Restatement (Second) of Contracts § 151 cmt. b (1981).

Also known as the blue-pencil test, mechanical divisibility requires that the remainder of the contract be both grammatically meaningful and enforceable once the offending portions are lined out. Wood v. May, 73 Wn.2d 307, 313, 438 P.2d 587 (1968).

RCW 4.16.080 lists actions with a three-year statute of limitation. Subsection 2 states: “An action for taking, detaining, or injuring personal property, including an action for the specific recovery thereof, or for any other injury to the person or rights of another not hereinafter enumerated.” RCW 4.16.080(2).

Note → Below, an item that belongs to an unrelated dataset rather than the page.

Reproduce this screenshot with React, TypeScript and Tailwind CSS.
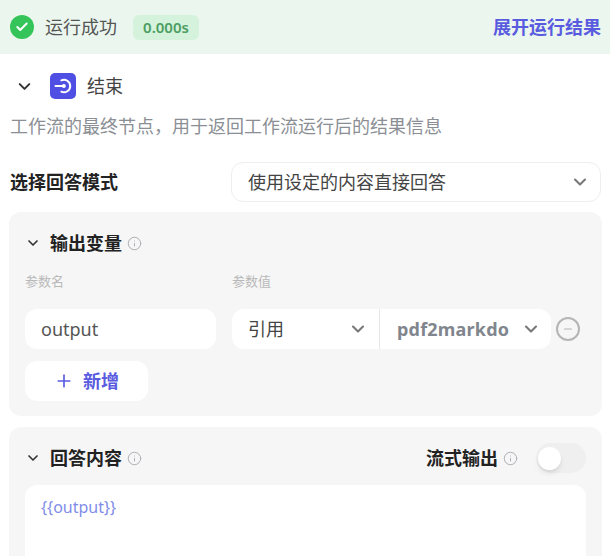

Section 4.16.130 is a catchall statute of limitation that provides: “An action for relief not hereinbefore provided for, shall be commenced within two years after the cause of action shall have accrued.”

In its motion for reconsideration Boeing asserts that Oregon’s and Pennsylvania’s minimum wage acts permit only the minimum wage to be recovered and that our opinion did not specifically address this issue. We are not persuaded by Boeing’s argument for two reasons. First, we note that Boeing presents no authority to support its assertion. Second, it appears that Boeing’s argu*229ment is premised on the FLSA’s adoption of a workweek to determine whether the average wage is at least equal to the minimum wage. Yet, our determination that the qualified nonexempt employees are entitled to the agreed rate is not premised on an adoption of either an hourly or weekly basis for determining compliance with the MWA. This is not a case where an employer recognized that a required activity was work and bargained to pay employees a subminimum wage. Rather, it is a case where the employer erred as a matter of law in believing that attendance at orientation was not work.